The most enduring negative outcome of not paying the private sector for services rendered is that Ugandan companies will not grow into larger and sound business entities. They are normally bankrupted by payment delays and are denied resources for research and development in the long run.  

We forget that if we were paying our local companies promptly, there wouldn’t be a desperate need for sourcing Foreign Direct Investments (FDIs) and providing foreign investors with revenue haemorrhaging incentives. Ugandan companies would grow and accumulate enough capacity to invest in the very sectors that require the capital and know-how that foreign investors come with.

Consistent and prompt payments of domestic arrears mean that the private sector players would enjoy an enhanced reputation with credit sources, secure favourable interest rates, protect the supply chain and reduce the need for borrowing.
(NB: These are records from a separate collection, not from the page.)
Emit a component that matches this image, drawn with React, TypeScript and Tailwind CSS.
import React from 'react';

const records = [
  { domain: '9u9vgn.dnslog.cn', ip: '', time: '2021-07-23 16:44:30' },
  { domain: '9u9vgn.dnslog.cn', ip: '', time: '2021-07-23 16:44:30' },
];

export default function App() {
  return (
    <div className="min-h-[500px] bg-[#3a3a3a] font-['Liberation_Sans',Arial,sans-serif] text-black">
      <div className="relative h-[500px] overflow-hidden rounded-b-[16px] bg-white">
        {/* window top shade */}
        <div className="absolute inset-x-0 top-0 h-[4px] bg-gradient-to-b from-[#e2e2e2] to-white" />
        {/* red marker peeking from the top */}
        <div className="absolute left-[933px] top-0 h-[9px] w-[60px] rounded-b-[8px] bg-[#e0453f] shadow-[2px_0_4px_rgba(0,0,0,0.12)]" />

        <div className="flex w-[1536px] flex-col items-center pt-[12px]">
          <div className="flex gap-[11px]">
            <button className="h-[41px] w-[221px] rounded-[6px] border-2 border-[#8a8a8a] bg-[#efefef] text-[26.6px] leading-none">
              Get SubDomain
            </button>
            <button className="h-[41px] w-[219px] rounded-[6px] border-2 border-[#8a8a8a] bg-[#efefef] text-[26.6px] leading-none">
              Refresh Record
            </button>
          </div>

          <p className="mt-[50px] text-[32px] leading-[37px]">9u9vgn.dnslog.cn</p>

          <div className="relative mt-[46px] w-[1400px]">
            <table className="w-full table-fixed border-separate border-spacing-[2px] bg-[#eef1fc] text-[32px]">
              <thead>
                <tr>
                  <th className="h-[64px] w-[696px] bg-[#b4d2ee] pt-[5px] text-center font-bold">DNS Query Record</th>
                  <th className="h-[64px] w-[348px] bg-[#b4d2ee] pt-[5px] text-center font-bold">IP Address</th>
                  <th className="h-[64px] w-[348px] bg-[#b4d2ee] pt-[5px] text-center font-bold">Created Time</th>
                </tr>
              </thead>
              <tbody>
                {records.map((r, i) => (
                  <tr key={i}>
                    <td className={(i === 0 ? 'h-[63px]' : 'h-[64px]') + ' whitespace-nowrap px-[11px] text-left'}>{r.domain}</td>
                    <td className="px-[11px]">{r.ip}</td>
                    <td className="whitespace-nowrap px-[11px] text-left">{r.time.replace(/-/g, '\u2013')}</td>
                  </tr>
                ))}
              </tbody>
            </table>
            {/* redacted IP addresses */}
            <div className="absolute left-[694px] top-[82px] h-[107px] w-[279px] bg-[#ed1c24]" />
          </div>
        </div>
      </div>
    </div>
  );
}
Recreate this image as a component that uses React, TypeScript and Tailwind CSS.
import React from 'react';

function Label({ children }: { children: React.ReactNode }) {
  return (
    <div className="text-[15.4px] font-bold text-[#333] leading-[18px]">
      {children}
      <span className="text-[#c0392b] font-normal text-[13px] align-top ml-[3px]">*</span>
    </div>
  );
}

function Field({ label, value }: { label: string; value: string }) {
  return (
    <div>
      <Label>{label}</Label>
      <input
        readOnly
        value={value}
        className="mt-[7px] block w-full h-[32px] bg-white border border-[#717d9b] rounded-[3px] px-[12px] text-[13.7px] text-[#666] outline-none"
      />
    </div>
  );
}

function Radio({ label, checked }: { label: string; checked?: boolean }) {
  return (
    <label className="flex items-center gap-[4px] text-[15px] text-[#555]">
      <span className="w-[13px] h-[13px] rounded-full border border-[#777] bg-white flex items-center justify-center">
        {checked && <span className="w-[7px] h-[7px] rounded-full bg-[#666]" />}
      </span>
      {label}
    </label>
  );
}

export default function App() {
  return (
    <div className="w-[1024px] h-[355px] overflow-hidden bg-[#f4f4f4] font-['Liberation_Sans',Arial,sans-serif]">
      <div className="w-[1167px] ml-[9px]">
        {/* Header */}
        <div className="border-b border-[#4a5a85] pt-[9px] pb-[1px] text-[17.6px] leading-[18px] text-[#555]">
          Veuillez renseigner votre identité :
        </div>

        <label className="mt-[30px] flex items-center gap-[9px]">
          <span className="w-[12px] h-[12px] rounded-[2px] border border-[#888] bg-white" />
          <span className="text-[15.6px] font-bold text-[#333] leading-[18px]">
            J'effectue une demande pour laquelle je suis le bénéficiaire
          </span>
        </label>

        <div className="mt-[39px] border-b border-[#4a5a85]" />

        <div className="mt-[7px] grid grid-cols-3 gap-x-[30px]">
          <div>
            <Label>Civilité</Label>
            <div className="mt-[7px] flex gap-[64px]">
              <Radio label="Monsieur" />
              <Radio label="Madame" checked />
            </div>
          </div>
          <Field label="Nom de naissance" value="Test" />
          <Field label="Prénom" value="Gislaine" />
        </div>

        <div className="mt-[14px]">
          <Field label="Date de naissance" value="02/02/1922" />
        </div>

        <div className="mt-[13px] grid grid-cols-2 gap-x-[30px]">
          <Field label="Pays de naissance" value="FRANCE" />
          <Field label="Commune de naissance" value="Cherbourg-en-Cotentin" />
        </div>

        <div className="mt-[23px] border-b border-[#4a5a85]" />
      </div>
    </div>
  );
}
Today, banks and other credit providers have become reluctant to lend to them.

Enterprises would avoid incurring penalties and interest emanating from un-serviced loans due to poor payment of their monies which worsens the overall debt burden. Paying domestic arrears ensures compliance with relevant laws and regulations, preventing potential legal consequences that will further drain the little resources of local companies.

Supply Uganda, Pay Uganda policy aka SUPU has several advantages for individuals, businesses, and the overall economy of Uganda. A strong local private sector supported by an equally strong local market will create employment, wealth, a strong research and development component and transform Uganda into a prosperous country.

Let us not concentrate on foreign investors only, let us invest the same resources or even more in promoting Supply Uganda, Pay Uganda as we do in attracting FDIs. Ugandans deserve to eat and enjoy some “SUPU”

Magezi Kiriinjju

Communications Officer

Government Citizen Interaction Centre

A Member of Campfire Ideological Study Group.